On editing text

Here I assemble a bunch of things I believe, and find myself repeating, about text editors.

  1. Learning how to use your tools well is one of the two or three most underrated skills in software.
  2. It's also one of the most underrated skills in computer usage (and by extension modern life).
  3. It's very hard to learn from authority here, because (i) tool fitness is idiosyncratic, (ii) feelings get involved, and (iii) knowledge of an ecosystem is hard-earned but short-lived and often more local than one appreciates. (In this respect, advice about software tools is a lot like parenting advice.)
  4. More specifically: many people will say that you are not A Real Programmer or A Real Writer until you know [some tool]. That is not true.
  5. You can achieve large productivity gains from improving your use of a text editor.
  6. But be kind to yourself. Learn in a backward-compatible way. Do not shame yourself for, e.g., using a mouse even after you get a taste of the power of keyboard shortcuts.
  7. I think PyCharm is great. I used it for a long time and will probably go back to it during coding sessions when I'm likely to need advanced refactoring support.
  8. But I'm loving Vim these days for nuts-and-bolts coding--it's so fast.
  9. And although PyCharm, like other modern IDEs, is a wonderful language-specific coding tool, I fear I was using it as a mediocre operating system.
  10. E.g.: tab-completion doesn't work for me in its terminal. I've looked through some forums. Do I really want the burden of knowing stuff about the PyCharm terminal? Enough of my brain is consumed with knowledge about terminals. Once I chose not to use the integrated terminal, some fraction of PyCharm's functionality was not relevant to me. Similar things happened with the debugger, version control integration, and so on.

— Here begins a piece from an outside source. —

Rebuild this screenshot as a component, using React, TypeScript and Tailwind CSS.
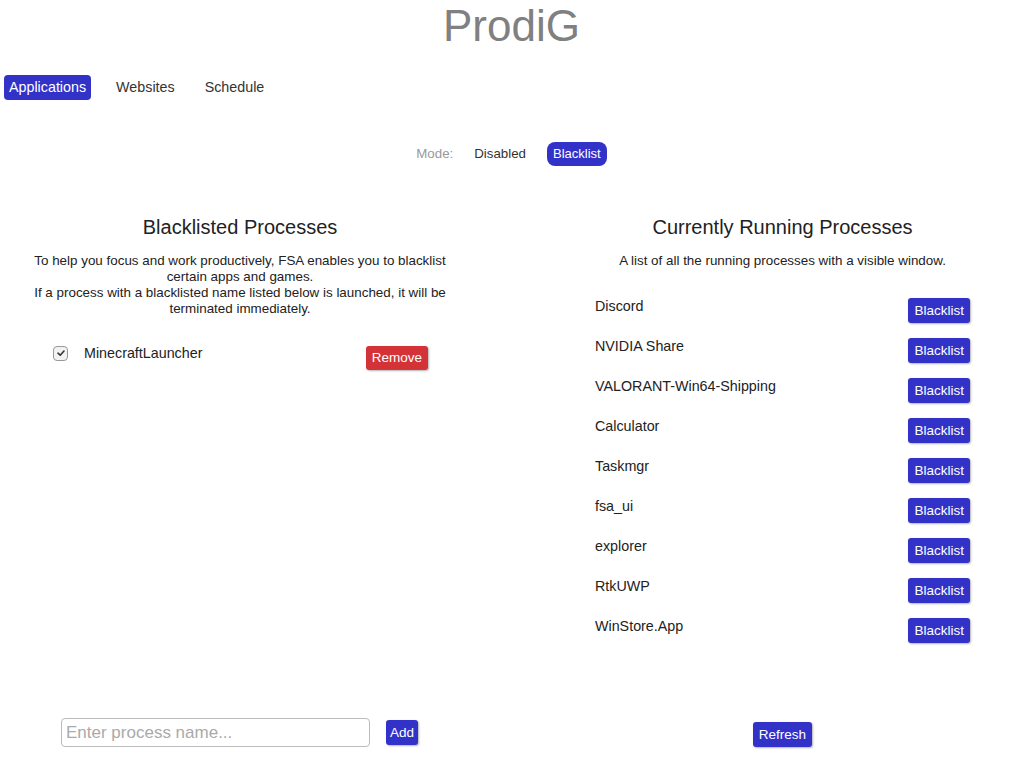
import React from 'react'

const running = [
  'Discord',
  'NVIDIA Share',
  'VALORANT-Win64-Shipping',
  'Calculator',
  'Taskmgr',
  'fsa_ui',
  'explorer',
  'RtkUWP',
  'WinStore.App',
]

const btn = 'bg-[#3232c8] text-white text-[13.5px] leading-[25px] h-[25px] px-[6px] rounded-[3px] shadow-[1px_1px_2px_rgba(0,0,0,0.3)]'

const App = () => {
  return (
    <div className="h-[768px] w-full bg-white text-[#222] flex flex-col font-['Liberation_Sans',Arial,sans-serif] overflow-hidden">
      <h1 className="text-center text-[44px] leading-[52px] text-[#808080]">ProdiG</h1>

      <div className="flex items-center gap-5 px-1 mt-[23px]">
        <button className="bg-[#3232c8] text-white text-[14.3px] h-[25px] px-[5px] rounded-[4px]">Applications</button>
        <button className="text-[14.3px] h-[25px] px-[5px] text-[#333]">Websites</button>
        <button className="text-[14.3px] h-[25px] px-[5px] text-[#333]">Schedule</button>
      </div>

      <div className="flex justify-center items-center gap-[21px] mt-[42px] text-[13.3px]">
        <span className="text-[#999]">Mode:</span>
        <span className="text-[#333]">Disabled</span>
        <span className="bg-[#3232c8] text-white text-[13px] h-[24px] leading-[24px] px-[6px] rounded-lg">Blacklist</span>
      </div>

      <div className="flex flex-1 mt-[50px] pb-[21px]">
        <div className="w-[420px] ml-[30px] flex flex-col">
          <h2 className="text-center text-[20px] leading-[22px] text-[#222]">Blacklisted Processes</h2>
          <p className="text-center text-[13.4px] leading-[16px] mt-[15px] text-[#222]">
            To help you focus and work productively, FSA enables you to blacklist certain apps and games.
            <br />
            If a process with a blacklisted name listed below is launched, it will be terminated immediately.
          </p>
          <div className="flex items-start justify-between pl-[23px] pr-[22px] mt-[29px]">
            <div className="flex items-center gap-[16px] mt-[-1px]">
              <span className="w-[15px] h-[15px] rounded-[4px] border border-[#999] bg-[#f2f2f2] flex items-center justify-center">
                <svg width="10" height="10" viewBox="0 0 10 10">
                  <path d="M2 5.2 L4.2 7.2 L8 3" fill="none" stroke="#333" strokeWidth="1.6" strokeLinecap="round" strokeLinejoin="round" />
                </svg>
              </span>
              <span className="text-[14.3px] leading-[16px] text-[#222]">MinecraftLauncher</span>
            </div>
            <button className="bg-[#d33336] text-white text-[13.5px] h-[24px] px-[6px] rounded-[3px] shadow-[1px_1px_2px_rgba(0,0,0,0.3)]">Remove</button>
          </div>
          <div className="mt-auto flex items-center ml-[31px] gap-[16px]">
            <input
              placeholder="Enter process name..."
              className="w-[309px] h-[29px] border border-[#bbb] rounded-[4px] px-[4px] text-[17px] placeholder:text-[#aaa] outline-none"
            />
            <button className={btn.replace('px-[6px]', 'px-[4px]')}>Add</button>
          </div>
        </div>

        <div className="w-[415px] ml-[125px] flex flex-col">
          <h2 className="text-center text-[20px] leading-[22px] text-[#222]">Currently Running Processes</h2>
          <p className="text-center text-[13.4px] leading-[16px] mt-[15px] text-[#222]">
            A list of all the running processes with a visible window.
          </p>
          <div className="flex flex-col gap-[15px] px-5 mt-[29px]">
            {running.map((name) => (
              <div key={name} className="flex items-start justify-between">
                <span className="text-[14.3px] leading-[16px] text-[#222]">{name}</span>
                <button className={btn}>Blacklist</button>
              </div>
            ))}
          </div>
          <div className="mt-auto flex justify-center">
            <button className={btn}>Refresh</button>
          </div>
        </div>
      </div>
    </div>
  )
}

export default App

  11. That said, I do not intend to maintain an extensive .vimrc. The extensibility of Vim is a sneaky weakness: it tempts you to bind your knowledge of a very secure, long-lasting tool to a bundle of ephemeral, indifferently tested ones. (You know that bit in "Sailing to Byzantium" where the narrator notes that his soul is "sick with desire / And fastened to a dying animal"?)

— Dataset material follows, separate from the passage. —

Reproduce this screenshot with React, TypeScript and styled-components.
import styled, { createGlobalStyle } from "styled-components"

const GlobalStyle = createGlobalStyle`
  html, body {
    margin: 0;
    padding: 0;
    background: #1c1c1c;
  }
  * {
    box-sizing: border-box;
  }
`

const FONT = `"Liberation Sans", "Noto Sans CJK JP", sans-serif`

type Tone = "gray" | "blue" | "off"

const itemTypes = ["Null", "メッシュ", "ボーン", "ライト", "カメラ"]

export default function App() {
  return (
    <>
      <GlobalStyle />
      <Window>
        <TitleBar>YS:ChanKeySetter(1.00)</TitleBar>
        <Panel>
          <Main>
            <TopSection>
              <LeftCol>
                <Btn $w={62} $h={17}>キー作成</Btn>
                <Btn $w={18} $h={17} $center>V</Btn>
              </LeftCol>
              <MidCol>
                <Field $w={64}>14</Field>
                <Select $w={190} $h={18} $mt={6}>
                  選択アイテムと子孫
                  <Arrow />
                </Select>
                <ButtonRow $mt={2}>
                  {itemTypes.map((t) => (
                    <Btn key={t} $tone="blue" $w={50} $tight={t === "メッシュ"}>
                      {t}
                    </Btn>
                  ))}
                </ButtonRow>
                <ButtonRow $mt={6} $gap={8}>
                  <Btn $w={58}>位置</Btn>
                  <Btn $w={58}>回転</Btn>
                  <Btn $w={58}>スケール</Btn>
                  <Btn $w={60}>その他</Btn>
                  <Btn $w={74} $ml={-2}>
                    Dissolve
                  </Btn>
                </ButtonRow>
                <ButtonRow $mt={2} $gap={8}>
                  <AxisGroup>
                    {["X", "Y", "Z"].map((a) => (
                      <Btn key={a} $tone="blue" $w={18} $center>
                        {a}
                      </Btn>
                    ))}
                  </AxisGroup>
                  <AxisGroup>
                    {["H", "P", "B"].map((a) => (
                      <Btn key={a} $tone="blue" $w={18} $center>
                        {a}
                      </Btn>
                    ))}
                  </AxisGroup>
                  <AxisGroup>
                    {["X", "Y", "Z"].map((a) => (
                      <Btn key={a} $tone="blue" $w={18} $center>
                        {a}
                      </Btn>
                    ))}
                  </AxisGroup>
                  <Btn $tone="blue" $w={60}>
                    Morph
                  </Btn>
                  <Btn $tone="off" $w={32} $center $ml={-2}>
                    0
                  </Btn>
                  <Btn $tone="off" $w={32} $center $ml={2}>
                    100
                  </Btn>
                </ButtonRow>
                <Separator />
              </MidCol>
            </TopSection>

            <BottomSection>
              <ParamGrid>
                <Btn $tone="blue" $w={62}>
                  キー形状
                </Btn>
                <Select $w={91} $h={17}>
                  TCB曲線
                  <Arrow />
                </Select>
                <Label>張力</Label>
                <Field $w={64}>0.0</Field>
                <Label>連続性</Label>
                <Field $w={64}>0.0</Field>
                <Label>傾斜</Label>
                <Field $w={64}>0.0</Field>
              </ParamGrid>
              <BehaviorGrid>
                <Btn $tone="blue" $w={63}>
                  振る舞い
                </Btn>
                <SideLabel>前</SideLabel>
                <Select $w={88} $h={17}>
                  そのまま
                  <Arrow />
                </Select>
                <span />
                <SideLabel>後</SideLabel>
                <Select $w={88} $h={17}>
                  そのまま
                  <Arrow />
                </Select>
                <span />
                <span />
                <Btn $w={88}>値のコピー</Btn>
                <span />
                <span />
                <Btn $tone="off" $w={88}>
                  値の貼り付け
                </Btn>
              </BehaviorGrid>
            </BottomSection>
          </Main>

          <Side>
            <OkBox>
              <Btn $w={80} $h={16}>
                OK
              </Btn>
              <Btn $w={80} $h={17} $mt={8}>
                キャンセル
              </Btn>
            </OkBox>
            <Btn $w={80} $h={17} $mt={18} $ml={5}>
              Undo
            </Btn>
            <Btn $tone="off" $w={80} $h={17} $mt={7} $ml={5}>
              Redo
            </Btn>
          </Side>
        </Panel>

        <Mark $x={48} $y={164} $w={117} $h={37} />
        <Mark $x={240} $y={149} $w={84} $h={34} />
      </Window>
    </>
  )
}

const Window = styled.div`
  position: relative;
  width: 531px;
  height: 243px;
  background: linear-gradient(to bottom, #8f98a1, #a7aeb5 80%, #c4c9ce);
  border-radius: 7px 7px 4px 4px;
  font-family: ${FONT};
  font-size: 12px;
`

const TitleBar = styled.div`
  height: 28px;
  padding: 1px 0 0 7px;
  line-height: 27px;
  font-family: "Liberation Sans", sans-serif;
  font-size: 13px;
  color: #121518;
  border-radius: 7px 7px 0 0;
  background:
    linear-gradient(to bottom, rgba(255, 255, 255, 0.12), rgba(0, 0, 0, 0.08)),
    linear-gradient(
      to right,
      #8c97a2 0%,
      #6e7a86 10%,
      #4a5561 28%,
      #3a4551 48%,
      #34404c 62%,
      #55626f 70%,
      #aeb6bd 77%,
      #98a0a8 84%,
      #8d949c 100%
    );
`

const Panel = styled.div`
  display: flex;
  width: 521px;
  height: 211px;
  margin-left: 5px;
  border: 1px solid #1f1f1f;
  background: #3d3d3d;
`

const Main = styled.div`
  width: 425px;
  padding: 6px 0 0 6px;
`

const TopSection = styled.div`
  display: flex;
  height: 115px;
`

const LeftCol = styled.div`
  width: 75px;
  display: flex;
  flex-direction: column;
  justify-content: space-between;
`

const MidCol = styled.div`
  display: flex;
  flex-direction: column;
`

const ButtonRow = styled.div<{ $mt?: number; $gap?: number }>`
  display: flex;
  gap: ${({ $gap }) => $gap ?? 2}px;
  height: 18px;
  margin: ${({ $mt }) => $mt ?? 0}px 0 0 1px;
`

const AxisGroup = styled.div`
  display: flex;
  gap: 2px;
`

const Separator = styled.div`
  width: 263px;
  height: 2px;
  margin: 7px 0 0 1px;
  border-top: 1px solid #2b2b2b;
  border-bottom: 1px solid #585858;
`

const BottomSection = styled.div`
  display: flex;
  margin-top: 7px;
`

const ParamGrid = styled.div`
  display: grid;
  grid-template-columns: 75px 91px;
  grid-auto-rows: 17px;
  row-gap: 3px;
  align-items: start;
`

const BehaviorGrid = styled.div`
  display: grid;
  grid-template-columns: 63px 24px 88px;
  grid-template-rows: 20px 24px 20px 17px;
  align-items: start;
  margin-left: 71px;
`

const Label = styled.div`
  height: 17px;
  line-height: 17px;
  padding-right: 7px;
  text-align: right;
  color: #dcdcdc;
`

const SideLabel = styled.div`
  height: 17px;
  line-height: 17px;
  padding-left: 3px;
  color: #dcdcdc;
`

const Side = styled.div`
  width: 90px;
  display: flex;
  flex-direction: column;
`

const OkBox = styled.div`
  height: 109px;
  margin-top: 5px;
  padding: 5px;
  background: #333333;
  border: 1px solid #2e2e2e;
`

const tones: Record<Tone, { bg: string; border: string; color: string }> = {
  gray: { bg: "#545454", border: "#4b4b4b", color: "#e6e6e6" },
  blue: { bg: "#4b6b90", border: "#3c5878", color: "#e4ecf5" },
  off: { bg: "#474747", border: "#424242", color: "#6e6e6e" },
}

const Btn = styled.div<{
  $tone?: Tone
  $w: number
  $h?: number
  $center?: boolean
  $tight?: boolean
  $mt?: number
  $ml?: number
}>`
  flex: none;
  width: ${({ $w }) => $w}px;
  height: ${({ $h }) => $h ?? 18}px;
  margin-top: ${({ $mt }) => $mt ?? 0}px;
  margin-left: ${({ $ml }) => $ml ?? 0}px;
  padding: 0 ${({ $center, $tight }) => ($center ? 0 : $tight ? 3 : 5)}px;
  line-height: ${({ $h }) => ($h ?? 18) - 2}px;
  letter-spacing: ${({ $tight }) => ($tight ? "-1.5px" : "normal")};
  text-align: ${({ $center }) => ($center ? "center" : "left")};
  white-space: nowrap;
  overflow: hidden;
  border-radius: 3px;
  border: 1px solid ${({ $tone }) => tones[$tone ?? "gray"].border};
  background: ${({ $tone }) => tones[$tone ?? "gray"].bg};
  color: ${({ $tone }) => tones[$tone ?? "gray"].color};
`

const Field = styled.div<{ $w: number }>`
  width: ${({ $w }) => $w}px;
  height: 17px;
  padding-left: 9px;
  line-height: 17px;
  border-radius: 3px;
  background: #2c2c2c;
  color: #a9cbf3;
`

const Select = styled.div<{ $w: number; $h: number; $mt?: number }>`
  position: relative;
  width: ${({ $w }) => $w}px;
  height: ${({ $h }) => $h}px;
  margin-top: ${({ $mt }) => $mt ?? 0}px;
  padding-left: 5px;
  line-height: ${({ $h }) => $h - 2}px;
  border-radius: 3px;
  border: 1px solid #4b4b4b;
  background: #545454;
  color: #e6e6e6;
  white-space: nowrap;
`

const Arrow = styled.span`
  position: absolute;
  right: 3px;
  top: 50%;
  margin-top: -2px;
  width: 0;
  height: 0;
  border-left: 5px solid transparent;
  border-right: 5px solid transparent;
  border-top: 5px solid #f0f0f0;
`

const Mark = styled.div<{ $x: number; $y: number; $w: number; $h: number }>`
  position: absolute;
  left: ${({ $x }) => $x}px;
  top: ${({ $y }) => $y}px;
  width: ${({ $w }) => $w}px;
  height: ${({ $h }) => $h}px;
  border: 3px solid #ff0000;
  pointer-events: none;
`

  12. I'm increasingly convinced that the trick to choosing the right development environment is (i) not allowing learning about it to suck up too much of your time but (ii) giving yourself permission to learn progressively more about it without frustration. For a long time learning things about PyCharm felt like time well spent and learning about Vim felt like time spent badly. Now it's the opposite.